Commitments and Obligations
Notes Payable and Accounts Payable – Related Party:
The Company has borrowed a total of $154,515 from a stockholder. This note payable is unsecured, due on demand, and bears interest
at 8% per annum. At September 30, 2019, accrued interest for this note payable totaled $33,556. No payments for principle or interest
have been made to date for this note. In addition, this stockholder provided, or paid on our behalf, professional services in the
amount of $4,500 during the 2019 nine month period and the Company owes this stockholder accounts payable totaling $11,100.

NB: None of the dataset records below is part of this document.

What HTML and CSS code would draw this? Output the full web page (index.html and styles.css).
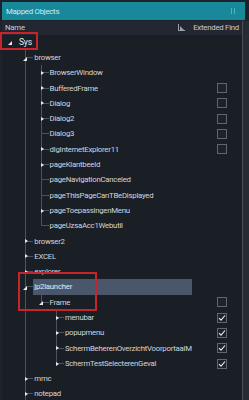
FILE: index.html
```html
<!DOCTYPE html>
<html>
<head>
<meta charset="utf-8">
<link rel="stylesheet" href="styles.css">
</head>
<body>
<div class="window">
  <div class="titlebar">
    <span class="title">Mapped Objects</span>
    <svg class="pin" width="4" height="6" viewBox="0 0 4 6"><rect x="0" y="0" width="1" height="6"/><rect x="3" y="0" width="1" height="6"/></svg>
  </div>
  <div class="body">
    <div class="main">
      <div class="header">
        <span class="h-name">Name</span>
        <span class="h-right">
          <svg class="h-icon" width="7" height="7" viewBox="0 0 7 7"><path d="M0 0h1v6h6v1H0z"/><path d="M2 2l4 4H2z"/></svg>
          <span>Extended Find</span>
        </span>
      </div>
      <div class="tree">
        <div class="row"><span class="name"><span class="own root"><i class="exp"></i></span><span class="label strong">Sys</span></span></div>

        <div class="row"><span class="name"><span class="g"></span><span class="own tee"><i class="exp"></i></span><span class="label">browser</span></span></div>
        <div class="row"><span class="name"><span class="g"></span><span class="g pipe"></span><span class="own tee"><i class="col"></i></span><span class="label">BrowserWindow</span></span></div>
        <div class="row"><span class="name"><span class="g"></span><span class="g pipe"></span><span class="own tee"><i class="col"></i></span><span class="label">BufferedFrame</span></span><span class="cb"></span></div>
        <div class="row"><span class="name"><span class="g"></span><span class="g pipe"></span><span class="own tee"><i class="col"></i></span><span class="label">Dialog</span></span><span class="cb"></span></div>
        <div class="row"><span class="name"><span class="g"></span><span class="g pipe"></span><span class="own tee"><i class="col"></i></span><span class="label">Dialog2</span></span><span class="cb"></span></div>
        <div class="row"><span class="name"><span class="g"></span><span class="g pipe"></span><span class="own tee"></span><span class="label">Dialog3</span></span><span class="cb"></span></div>
        <div class="row"><span class="name"><span class="g"></span><span class="g pipe"></span><span class="own tee"><i class="col"></i></span><span class="label">dlgInternetExplorer11</span></span><span class="cb"></span></div>
        <div class="row"><span class="name"><span class="g"></span><span class="g pipe"></span><span class="own tee"><i class="col"></i></span><span class="label">pageKlantbeeld</span></span></div>
        <div class="row"><span class="name"><span class="g"></span><span class="g pipe"></span><span class="own tee"></span><span class="label">pageNavigationCanceled</span></span></div>
        <div class="row"><span class="name"><span class="g"></span><span class="g pipe"></span><span class="own tee"></span><span class="label">pageThisPageCanTBeDisplayed</span></span></div>
        <div class="row"><span class="name"><span class="g"></span><span class="g pipe"></span><span class="own tee"><i class="col"></i></span><span class="label">pageToepassingenMenu</span></span></div>
        <div class="row"><span class="name"><span class="g"></span><span class="g pipe"></span><span class="own elbow"></span><span class="label">pageUzsaAcc1Webutil</span></span></div>

        <div class="row"><span class="name"><span class="g"></span><span class="own tee"><i class="col"></i></span><span class="label">browser2</span></span></div>
        <div class="row"><span class="name"><span class="g"></span><span class="own tee"><i class="col"></i></span><span class="label">EXCEL</span></span></div>
        <div class="row"><span class="name"><span class="g"></span><span class="own tee"><i class="col"></i></span><span class="label">explorer</span></span></div>
        <div class="row"><span class="name"><span class="g"></span><span class="own tee"><i class="exp"></i></span><span class="label selected">jp2launcher</span></span></div>
        <div class="row"><span class="name"><span class="g"></span><span class="g pipe"></span><span class="own elbow"><i class="exp"></i></span><span class="label">Frame</span></span><span class="cb"></span></div>
        <div class="row"><span class="name"><span class="g"></span><span class="g pipe"></span><span class="g"></span><span class="own tee"><i class="col"></i></span><span class="label">menubar</span></span><span class="cb checked"><svg width="8" height="8" viewBox="0 0 8 8"><path d="M1 4.2l2 2L7 1.5"/></svg></span></div>
        <div class="row"><span class="name"><span class="g"></span><span class="g pipe"></span><span class="g"></span><span class="own tee"><i class="col"></i></span><span class="label">popupmenu</span></span><span class="cb checked"><svg width="8" height="8" viewBox="0 0 8 8"><path d="M1 4.2l2 2L7 1.5"/></svg></span></div>
        <div class="row"><span class="name"><span class="g"></span><span class="g pipe"></span><span class="g"></span><span class="own tee"><i class="col"></i></span><span class="label">SchermBeherenOverzichtVoorportaalM</span></span><span class="cb checked"><svg width="8" height="8" viewBox="0 0 8 8"><path d="M1 4.2l2 2L7 1.5"/></svg></span></div>
        <div class="row"><span class="name"><span class="g"></span><span class="g pipe"></span><span class="g"></span><span class="own elbow"><i class="col"></i></span><span class="label">SchermTestSelecterenGeval</span></span><span class="cb checked"><svg width="8" height="8" viewBox="0 0 8 8"><path d="M1 4.2l2 2L7 1.5"/></svg></span></div>

        <div class="row"><span class="name"><span class="g"></span><span class="own tee"><i class="col"></i></span><span class="label">mmc</span></span></div>
        <div class="row"><span class="name"><span class="g"></span><span class="own tee"><i class="col"></i></span><span class="label">notepad</span></span></div>
      </div>
    </div>
    <div class="vline"></div>
    <div class="scroll"></div>
  </div>
  <div class="mark mark-sys"></div>
  <div class="mark mark-jp2"></div>
</div>
</body>
</html>
```
FILE: styles.css
```css
:root {
  --line: #4d535b;
}
* { box-sizing: border-box; }
html, body {
  margin: 0;
  padding: 0;
  background: #1e222a;
}
body {
  font-family: Roboto, "Liberation Sans", sans-serif;
  font-size: 7.8px;
  letter-spacing: -0.25px;
  color: #d3d6db;
}
.window {
  position: relative;
  width: 249px;
  height: 400px;
  overflow: hidden;
  display: flex;
  flex-direction: column;
  background: #1e222a;
}
.titlebar {
  flex: none;
  height: 18px;
  margin: 2px 4px 0 2px;
  background: #18889b;
  display: flex;
  align-items: center;
  justify-content: space-between;
  padding: 0 10px 0 4px;
  color: #d9ecf0;
}
.pin { fill: #4fb3c2; }
.body {
  flex: 1;
  display: flex;
  margin: 1px 0 0 2px;
  min-height: 0;
}
.main {
  width: 240px;
  display: flex;
  flex-direction: column;
  background: #1a1e25;
}
.header {
  flex: none;
  height: 13.65px;
  background: #222731;
  display: flex;
  align-items: center;
  justify-content: space-between;
  padding: 0 3px 0 3px;
  color: #c9cdd3;
}
.h-right {
  display: flex;
  align-items: center;
  gap: 8px;
}
.h-icon { fill: #9aa0a8; }
.vline {
  width: 1px;
  background: #4a4f57;
}
.scroll {
  flex: 1;
  background: #272c34;
}
.tree {
  display: flex;
  flex-direction: column;
}
.row {
  display: flex;
  align-items: center;
  height: 15.3px;
  flex: none;
}
.name {
  display: flex;
  align-items: center;
  width: 190px;
  height: 100%;
  padding-left: 4px;
  overflow: hidden;
  flex: none;
}
.g {
  flex: none;
  width: 15.3px;
  height: 100%;
}
.g.pipe {
  background: linear-gradient(var(--line), var(--line)) 4px 0 / 1px 100% no-repeat;
}
.own {
  flex: none;
  width: 12px;
  height: 100%;
  display: flex;
  align-items: center;
}
.own.tee {
  background:
    linear-gradient(var(--line), var(--line)) 4px 0 / 1px 100% no-repeat,
    linear-gradient(var(--line), var(--line)) 4px 7px / 8px 1px no-repeat;
}
.own.elbow {
  background:
    linear-gradient(var(--line), var(--line)) 4px 0 / 1px 8px no-repeat,
    linear-gradient(var(--line), var(--line)) 4px 7px / 8px 1px no-repeat;
}
.exp {
  display: block;
  width: 0;
  height: 0;
  margin: 2px 0 0 2px;
  border-bottom: 4px solid #e9ebee;
  border-left: 4px solid transparent;
}
.col {
  display: block;
  width: 0;
  height: 0;
  margin: 0 0 0 4px;
  border-left: 3px solid #e9ebee;
  border-top: 2.5px solid transparent;
  border-bottom: 2.5px solid transparent;
}
.label {
  flex: none;
  white-space: nowrap;
  line-height: 15.3px;
  padding-left: 1px;
}
.label.strong { color: #e8eaed; font-size: 8.6px; }
.label.selected {
  width: 158.4px;
  background: #4a576b;
  color: #e6e9ee;
}
.cb {
  flex: none;
  width: 10px;
  height: 10px;
  margin-left: auto;
  margin-right: 15px;
  border: 1px solid #60666f;
  background: #1e2229;
  display: flex;
  align-items: center;
  justify-content: center;
}
.cb svg {
  fill: none;
  stroke: #eef0f2;
  stroke-width: 1.1;
}
.mark {
  position: absolute;
  border: 2px solid #c5252b;
}
.mark-sys {
  left: 0;
  top: 32px;
  width: 38px;
  height: 18px;
}
.mark-jp2 {
  left: 18px;
  top: 272px;
  width: 79px;
  height: 39px;
}
```
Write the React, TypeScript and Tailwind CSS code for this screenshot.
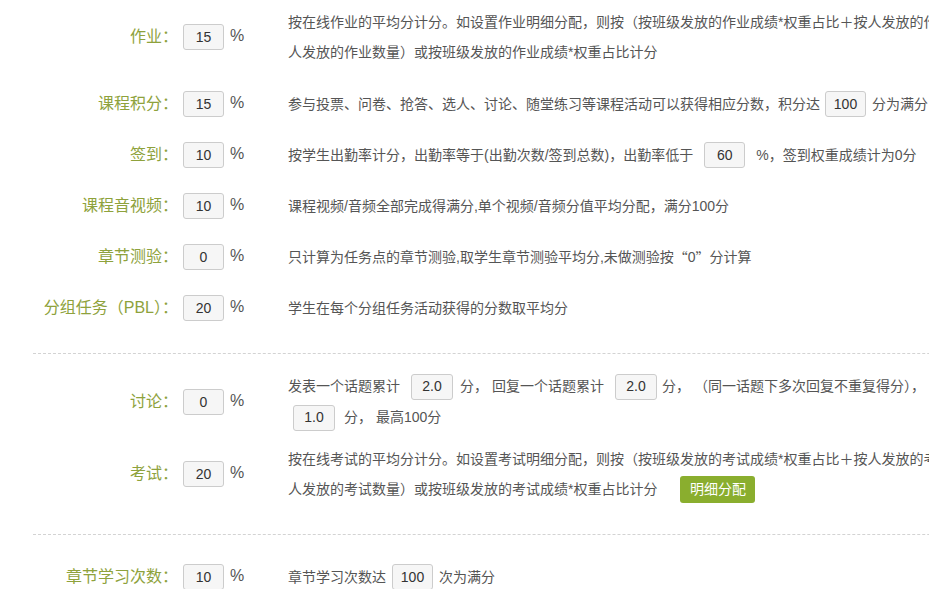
import React from "react";

const FONT = "font-['Liberation_Sans','Noto_Sans_CJK_SC',sans-serif]";

function Box({ v, cls = "" }: { v: string; cls?: string }) {
  return (
    <div
      className={`w-[41px] h-[26px] shrink-0 border border-[#cccccc] bg-[#f6f6f6] rounded-[3px] flex items-center justify-center text-[14px] text-[#333] ${cls}`}
    >
      {v}
    </div>
  );
}

function Row({
  label,
  value,
  children,
  cls = "",
}: {
  label: string;
  value: string;
  children: React.ReactNode;
  cls?: string;
}) {
  return (
    <div className={`flex items-center ${cls}`}>
      <div className="w-[178px] shrink-0 text-right text-[16px] text-[#8ea23c] leading-[30px] whitespace-nowrap">
        {label}：
      </div>
      <Box v={value} cls="ml-[5px]" />
      <div className="w-[64px] shrink-0 pl-[6px] text-[16px] text-[#555] leading-[20px] mb-[3px]">%</div>
      <div className="text-[14px] text-[#555] whitespace-nowrap">{children}</div>
    </div>
  );
}

function Line({ children, h = "h-[30px]" }: { children: React.ReactNode; h?: string }) {
  return <div className={`${h} flex items-center whitespace-nowrap`}>{children}</div>;
}

function Dash({ cls = "" }: { cls?: string }) {
  return <div className={`ml-[33px] border-t border-dashed border-[#d3d3d3] ${cls}`} />;
}

export default function App() {
  return (
    <div className={`w-[929px] h-[589px] overflow-hidden bg-white ${FONT}`}>
      <div className="pt-[7px] w-[1200px]">
        <Row label="作业" value="15" cls="mb-[22px]">
          <Line>按在线作业的平均分计分。如设置作业明细分配，则按（按班级发放的作业成绩*权重占比＋按人发放的作业成绩总和/按</Line>
          <Line>人发放的作业数量）或按班级发放的作业成绩*权重占比计分</Line>
        </Row>
        <Row label="课程积分" value="15" cls="mb-[21px]">
          <Line>
            <span>参与投票、问卷、抢答、选人、讨论、随堂练习等课程活动可以获得相应分数，积分达</span>
            <Box v="100" cls="ml-[5px] mr-[6px]" />
            <span>分为满分</span>
          </Line>
        </Row>
        <Row label="签到" value="10" cls="mb-[21px]">
          <Line>
            <span>按学生出勤率计分，出勤率等于(出勤次数/签到总数)，出勤率低于</span>
            <Box v="60" cls="ml-[11px] mr-[11px]" />
            <span>%，签到权重成绩计为0分</span>
          </Line>
        </Row>
        <Row label="课程音视频" value="10" cls="mb-[21px]">
          <Line>课程视频/音频全部完成得满分,单个视频/音频分值平均分配，满分100分</Line>
        </Row>
        <Row label="章节测验" value="0" cls="mb-[21px]">
          <Line>
            <span>只计算为任务点的章节测验,取学生章节测验平均分,未做测验按</span>
            <span className="font-['Noto_Sans_CJK_SC',sans-serif]">“</span>
            <span>0</span>
            <span className="font-['Noto_Sans_CJK_SC',sans-serif]">”</span>
            <span>分计算</span>
          </Line>
        </Row>
        <Row label="分组任务（PBL）" value="20">
          <Line>学生在每个分组任务活动获得的分数取平均分</Line>
        </Row>

        <Dash cls="mt-[30px]" />

        <Row label="讨论" value="0" cls="mt-[17px]">
          <Line h="h-[31px]">
            <span>发表一个话题累计</span>
            <Box v="2.0" cls="ml-[11px] mr-[7px] w-[42px]" />
            <span>分，</span>
            <span className="ml-[4px]">回复一个话题累计</span>
            <Box v="2.0" cls="ml-[11px] mr-[5px] w-[42px]" />
            <span>分，</span>
            <span className="ml-[4px]">（同一话题下多次回复不重复得分），</span>
          </Line>
          <Line h="h-[31px]">
            <Box v="1.0" cls="ml-[5px] mr-[9px] w-[42px]" />
            <span>分，</span>
            <span className="ml-[4px]">最高100分</span>
          </Line>
        </Row>

        <Row label="考试" value="20" cls="mt-[11px]">
          <Line>按在线考试的平均分计分。如设置考试明细分配，则按（按班级发放的考试成绩*权重占比＋按人发放的考试成绩总和/按</Line>
          <Line>
            <span>人发放的考试数量）或按班级发放的考试成绩*权重占比计分</span>
            <div className="ml-[23px] w-[75px] h-[27px] rounded-[3px] bg-[#8aae2e] text-white text-[14px] flex items-center justify-center">
              明细分配
            </div>
          </Line>
        </Row>

        <Dash cls="mt-[30px]" />

        <Row label="章节学习次数" value="10" cls="mt-[27px]">
          <Line>
            <span>章节学习次数达</span>
            <Box v="100" cls="ml-[6px] mr-[6px]" />
            <span>次为满分</span>
          </Line>
        </Row>
      </div>
    </div>
  );
}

Off-Balance Sheet Arrangements
We have not entered into any off-balance sheet arrangements that
have or are reasonably likely to have a current or future effect on our financial condition, changes in financial condition, revenues
or expenses, results of operations, liquidity, capital expenditures or capital resources and would be considered material to investors.
Emerging Growth Company
We qualify as an emerging growth company as that term is used in
the Jumpstart Our Business Startups Act of 2012 (the “JOBS Act”). A company qualifies as an emerging growth company
if it has total annual gross revenues of less than $1.07 billion during its most recently completed fiscal year and, as of December
8, 2011, had not sold common equity securities under a registration statement. Under the JOBS Act we are permitted to, and intend
to, rely on exemptions from certain disclosure requirements
In addition, Section 107 of the JOBS Act also provides that an emerging
growth company can take advantage of the extended transition period provided in Section 7(a)(2)(B) of the Securities Act for complying
with new or revised accounting standards. In other words, an emerging growth company can delay the adoption of certain accounting
standards until those standards would otherwise apply to private companies. We have elected to take advantage of the benefits of
this extended transition period. Our financial statements may therefore not be comparable to those of companies that comply with
such new or revised accounting standards.